■ **Instructions to follow**
Your answer should be a single number: how many lines in the data below hold the string "this".

■ **Data excerpt**
· · · · · · ·
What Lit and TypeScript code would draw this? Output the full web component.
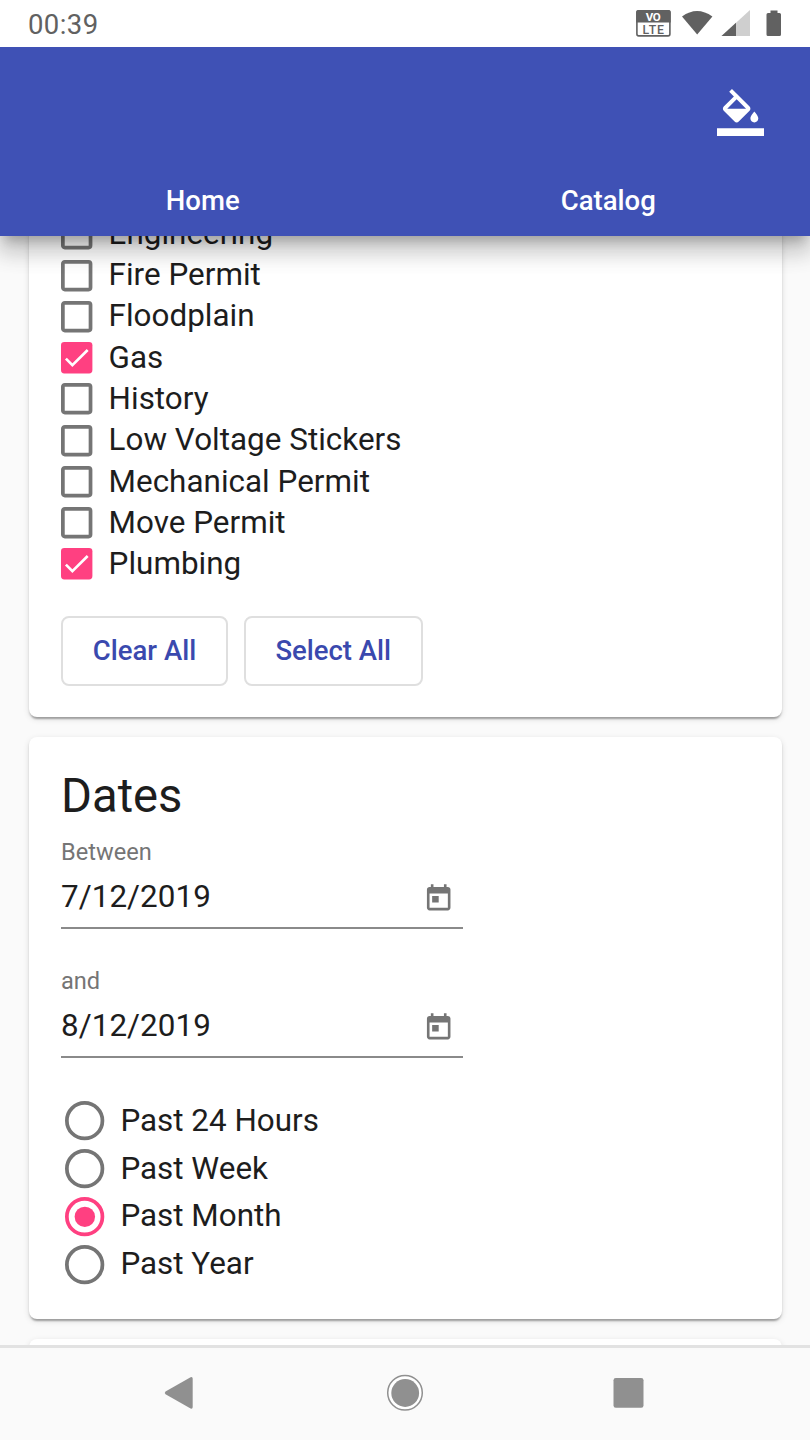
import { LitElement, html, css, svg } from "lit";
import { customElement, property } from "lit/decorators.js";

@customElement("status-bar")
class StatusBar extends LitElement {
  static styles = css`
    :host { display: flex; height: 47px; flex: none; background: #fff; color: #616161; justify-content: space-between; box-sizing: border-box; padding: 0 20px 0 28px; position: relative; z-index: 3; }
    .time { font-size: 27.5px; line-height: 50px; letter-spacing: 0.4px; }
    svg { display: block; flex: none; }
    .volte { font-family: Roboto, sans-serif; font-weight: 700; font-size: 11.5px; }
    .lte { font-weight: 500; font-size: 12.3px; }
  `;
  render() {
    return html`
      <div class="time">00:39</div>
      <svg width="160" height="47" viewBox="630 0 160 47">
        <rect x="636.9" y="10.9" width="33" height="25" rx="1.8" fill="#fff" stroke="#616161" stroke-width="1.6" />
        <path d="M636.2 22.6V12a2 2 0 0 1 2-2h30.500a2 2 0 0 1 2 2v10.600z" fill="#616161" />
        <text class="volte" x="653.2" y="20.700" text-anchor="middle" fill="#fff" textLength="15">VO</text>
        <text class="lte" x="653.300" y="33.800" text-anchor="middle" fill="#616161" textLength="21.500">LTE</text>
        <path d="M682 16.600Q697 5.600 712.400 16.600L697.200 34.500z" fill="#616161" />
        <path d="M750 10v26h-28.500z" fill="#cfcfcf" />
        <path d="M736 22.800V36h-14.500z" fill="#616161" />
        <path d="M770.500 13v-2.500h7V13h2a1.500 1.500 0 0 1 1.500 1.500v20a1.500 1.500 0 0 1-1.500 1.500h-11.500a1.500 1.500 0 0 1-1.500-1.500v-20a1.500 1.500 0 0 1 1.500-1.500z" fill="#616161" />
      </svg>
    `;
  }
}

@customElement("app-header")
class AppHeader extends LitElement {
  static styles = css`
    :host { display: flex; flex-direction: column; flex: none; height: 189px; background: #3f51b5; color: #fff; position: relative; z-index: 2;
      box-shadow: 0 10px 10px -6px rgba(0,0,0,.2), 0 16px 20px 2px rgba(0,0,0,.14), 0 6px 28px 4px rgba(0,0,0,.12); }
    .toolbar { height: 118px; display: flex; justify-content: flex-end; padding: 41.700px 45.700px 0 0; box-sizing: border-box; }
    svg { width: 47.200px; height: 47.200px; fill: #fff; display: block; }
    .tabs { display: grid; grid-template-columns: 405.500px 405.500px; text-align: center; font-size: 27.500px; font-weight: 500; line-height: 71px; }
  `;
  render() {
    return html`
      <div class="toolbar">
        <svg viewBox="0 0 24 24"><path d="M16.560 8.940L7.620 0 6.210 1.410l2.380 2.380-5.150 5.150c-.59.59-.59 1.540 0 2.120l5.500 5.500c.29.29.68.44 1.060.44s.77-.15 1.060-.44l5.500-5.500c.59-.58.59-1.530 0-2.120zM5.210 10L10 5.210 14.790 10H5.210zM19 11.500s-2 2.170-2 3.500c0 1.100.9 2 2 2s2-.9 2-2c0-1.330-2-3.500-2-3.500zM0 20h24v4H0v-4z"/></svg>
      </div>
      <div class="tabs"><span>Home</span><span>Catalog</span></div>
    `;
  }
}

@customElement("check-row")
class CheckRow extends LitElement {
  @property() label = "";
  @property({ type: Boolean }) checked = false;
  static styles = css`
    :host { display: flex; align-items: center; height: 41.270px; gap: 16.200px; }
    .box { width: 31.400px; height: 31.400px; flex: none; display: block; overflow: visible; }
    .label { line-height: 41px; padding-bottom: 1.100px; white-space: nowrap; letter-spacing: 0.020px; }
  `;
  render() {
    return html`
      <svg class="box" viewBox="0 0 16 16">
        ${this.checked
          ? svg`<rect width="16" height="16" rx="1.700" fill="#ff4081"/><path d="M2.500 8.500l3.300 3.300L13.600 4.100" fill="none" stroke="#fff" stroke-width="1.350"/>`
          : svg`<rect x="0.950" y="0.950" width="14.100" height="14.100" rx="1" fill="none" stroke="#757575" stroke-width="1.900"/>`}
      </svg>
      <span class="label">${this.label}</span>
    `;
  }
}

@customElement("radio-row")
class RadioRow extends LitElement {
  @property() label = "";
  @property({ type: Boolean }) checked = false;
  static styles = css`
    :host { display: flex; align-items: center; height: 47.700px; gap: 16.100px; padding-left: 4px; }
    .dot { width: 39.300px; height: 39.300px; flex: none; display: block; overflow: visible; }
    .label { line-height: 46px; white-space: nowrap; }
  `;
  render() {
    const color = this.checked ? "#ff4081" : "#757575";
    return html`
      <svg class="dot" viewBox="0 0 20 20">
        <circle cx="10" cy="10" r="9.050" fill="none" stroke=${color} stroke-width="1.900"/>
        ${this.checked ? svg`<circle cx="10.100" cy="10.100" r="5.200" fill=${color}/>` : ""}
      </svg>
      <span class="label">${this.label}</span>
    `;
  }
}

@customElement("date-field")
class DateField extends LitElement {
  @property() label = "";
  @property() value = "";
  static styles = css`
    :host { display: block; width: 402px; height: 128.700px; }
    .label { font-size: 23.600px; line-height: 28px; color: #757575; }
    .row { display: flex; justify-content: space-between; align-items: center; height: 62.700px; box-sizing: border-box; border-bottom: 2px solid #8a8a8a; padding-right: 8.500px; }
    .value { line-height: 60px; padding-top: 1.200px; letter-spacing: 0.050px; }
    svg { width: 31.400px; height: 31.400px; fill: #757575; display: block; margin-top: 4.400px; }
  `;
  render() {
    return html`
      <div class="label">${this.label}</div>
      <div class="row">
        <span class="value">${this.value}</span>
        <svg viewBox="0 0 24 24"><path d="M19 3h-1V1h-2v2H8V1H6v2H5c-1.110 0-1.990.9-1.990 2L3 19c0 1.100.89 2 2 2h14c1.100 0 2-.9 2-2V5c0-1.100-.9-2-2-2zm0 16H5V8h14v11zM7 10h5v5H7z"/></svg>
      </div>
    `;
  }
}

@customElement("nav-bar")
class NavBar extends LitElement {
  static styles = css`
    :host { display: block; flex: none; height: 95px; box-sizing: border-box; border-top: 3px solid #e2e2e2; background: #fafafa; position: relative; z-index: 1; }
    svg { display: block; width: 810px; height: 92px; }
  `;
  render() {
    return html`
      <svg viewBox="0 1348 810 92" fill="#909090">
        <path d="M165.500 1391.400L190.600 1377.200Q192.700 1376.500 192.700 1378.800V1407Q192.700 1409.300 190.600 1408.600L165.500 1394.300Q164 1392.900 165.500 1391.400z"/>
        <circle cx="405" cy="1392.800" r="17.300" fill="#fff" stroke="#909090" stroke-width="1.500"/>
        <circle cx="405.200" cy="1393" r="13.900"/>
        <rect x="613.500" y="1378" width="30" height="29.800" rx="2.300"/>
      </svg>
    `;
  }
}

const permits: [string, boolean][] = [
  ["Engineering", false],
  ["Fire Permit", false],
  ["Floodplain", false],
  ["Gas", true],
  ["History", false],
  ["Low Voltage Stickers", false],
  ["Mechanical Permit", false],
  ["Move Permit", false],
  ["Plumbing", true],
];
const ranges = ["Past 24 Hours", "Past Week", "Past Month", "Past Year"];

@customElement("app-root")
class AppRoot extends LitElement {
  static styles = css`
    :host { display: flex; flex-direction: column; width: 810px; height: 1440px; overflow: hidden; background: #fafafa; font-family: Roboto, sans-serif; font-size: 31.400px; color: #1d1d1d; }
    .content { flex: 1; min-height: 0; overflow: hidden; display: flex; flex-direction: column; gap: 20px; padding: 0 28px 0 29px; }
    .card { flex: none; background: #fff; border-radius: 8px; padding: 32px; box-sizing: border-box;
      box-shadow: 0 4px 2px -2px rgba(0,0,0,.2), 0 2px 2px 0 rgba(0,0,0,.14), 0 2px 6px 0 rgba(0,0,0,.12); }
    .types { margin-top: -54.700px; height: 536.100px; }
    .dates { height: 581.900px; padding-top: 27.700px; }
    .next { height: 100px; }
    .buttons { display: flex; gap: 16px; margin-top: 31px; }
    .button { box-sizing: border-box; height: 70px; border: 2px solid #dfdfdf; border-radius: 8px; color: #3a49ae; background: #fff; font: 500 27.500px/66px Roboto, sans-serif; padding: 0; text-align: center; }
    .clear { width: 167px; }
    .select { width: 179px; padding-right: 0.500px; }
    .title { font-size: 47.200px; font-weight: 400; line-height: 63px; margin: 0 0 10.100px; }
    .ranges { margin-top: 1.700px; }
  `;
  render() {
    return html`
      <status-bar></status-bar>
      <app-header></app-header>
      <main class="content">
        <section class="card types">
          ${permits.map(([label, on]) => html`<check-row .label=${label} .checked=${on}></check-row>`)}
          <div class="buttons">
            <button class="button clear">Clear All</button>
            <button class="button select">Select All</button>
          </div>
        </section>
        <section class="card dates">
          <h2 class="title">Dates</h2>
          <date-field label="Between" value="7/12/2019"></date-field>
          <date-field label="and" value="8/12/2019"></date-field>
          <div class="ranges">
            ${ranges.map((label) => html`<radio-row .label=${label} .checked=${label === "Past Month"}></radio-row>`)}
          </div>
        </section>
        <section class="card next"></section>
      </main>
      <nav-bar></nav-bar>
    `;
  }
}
· · · · · · ·
■ **Correct output**
8